A lenda de Naiá e a busca pela compreensão de quem somos
Conta-se que Jaci, a lua, ao despontar da noite beijava e enchia de luz os rostos das mais belas virgens da aldeia.
Sempre que se escondia atrás das montanhas, levava para si as moças de sua preferência e as transformava em estrelas no firmamento.
Uma linda jovem, Naiá, vivia a sonhar este encontro. Os anciãos da tribo alertavam Naiá de que as moças que encontravam Jaci perdiam sua carne e seu sangue.
Entretanto, Naiá queria ser levada pela lua. À noite perambulava pelas montanhas atrás de Jaci, mas nunca a alcançava.
Era assim todas as noites, mas a jovem não desistia. Ela sonhava com o encontro, não comia e nem bebia.
Um dia parou para descansar à beira de um lago, viu na superfície da água a imagem de sua amada. Cega por seu sonho, lançou-se na água e se afogou.
A lua, compadecida, quis recompensar o sacrifício da bela jovem e a transformou em uma estrela diferente de todas as outras que brilhavam no céu: uma “estrela-das-águas”, única e perfeita.
Assim, nasceu uma linda planta nas águas, com flores perfumadas e brancas, a Vitória-Régia.
A história de Naiá representa uma jornada de vida, conhecida por monomito.
A estrutura descoberta por Joseph Campbell é inspiradora de filmes, histórias literárias, muitos modelos psicológicos e metodologias de trabalho.
Campbell estruturou sua teoria embasada em conceitos jungianos de arquétipos, que são forças inconscientes da concepção freudiana e da estruturação de ritos de passagem de Arnold Van Gennep.
Seu híbrido é baseado em abordagens estruturalistas que procuram explorar as inter-relações nas quais significados são produzidos dentro de uma cultura e reproduzidos por meio de várias práticas, fenômenos e atividades que servem como sistemas de significação para o estruturalismo. Significante, e significados não são separados.
Este pensamento aplicado à compreensão de mundo procura chegar ao modus operandi do ser humano, ou seja, pretende encontrar elementos universais e irredutíveis que perpassam o tempo e o modo de pensar de todos os seres humanos.
Depois da década de 1960, Derrida, Deleuze e outros pensadores desconstruíram diversos conceitos estruturalistas.
Começaram a considerar a realidade como uma construção social e subjetiva, e assim abre-se a possibilidade para a diversidade de metodologias.
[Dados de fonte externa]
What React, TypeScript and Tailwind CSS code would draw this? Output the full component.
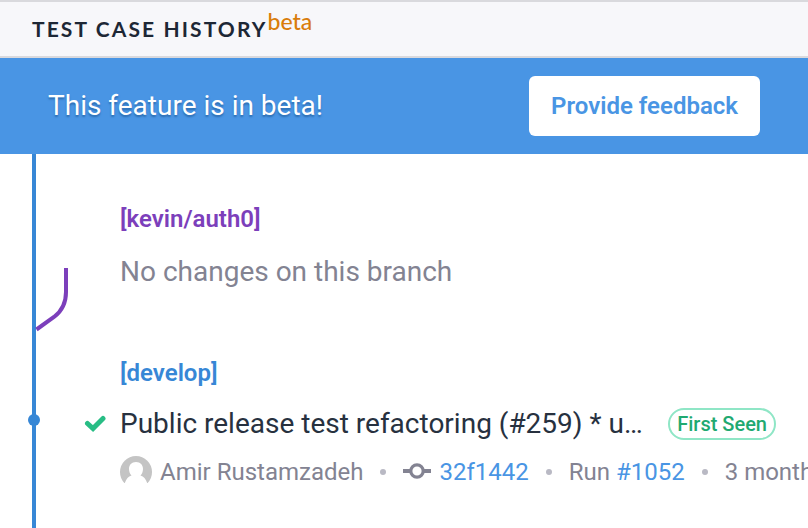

Os pós-estruturalistas consideram que significante e significado são separáveis, apontando para a pluralidade de sentidos.
Faz-se importante lembrar que pós-estruturalismo é apenas um conceito para designar diferentes reações ao estruturalismo.
Podemos encontrar características comuns a esses pensadores. Talvez a mais marcante delas seja a oposição ao cogito cartesiano, que privilegia o homem e o pensamento à existência.
Esses pensadores percebem formas simbólicas, linguagem e existência como constituintes da subjetividade.
Trata-se de uma posição antidogmática e antipositivista. Rejeitam-se verdades absolutas sobre o mundo, pois os contextos desempenham grande parte na definição das realidades.
Entre construções e desconstruções, essências e contextos, há intrinsecamente o desejo de uma compreensão de como somos nós.
Naiá tem em si algo que todos temos: uma interconexão.
Há algo em nós que nos une ao mundo, levando em consideração mundo em seu significado fenomenológico, abarcando todos os entes, pessoas, animais, objetos, etc.
Deste modo, podemos considerar que o monomito de Campbell pode ser visto como um guia, e não necessariamente uma estrutura fechada, em que nada pode ser alterado.
Ao contrário, talvez o mito do herói possa ser usado, assim como a análise de contextos, significados, sentidos e existência, para melhorar a compreensão de nosso modo de ser.
Compreendendo-nos melhor, sem radicalismos estruturais ou pós-estruturais, podemos nos apropriar e corporificar, nos reconhecendo.
Assim, conhecendo e gerenciando nossos modos de ser no mundo, conhecendo nossas próprias diversidades e abertos às possibilidades de mudança em nós mesmos, nos flexibilizamos para lidar com o mundo.
E para nos desequilibrarmos no mundo do outro, na tentativa de compreendê-lo, nos abrimos para aceitar o diferente e conviver com a diversidade sem que ela nos ameace.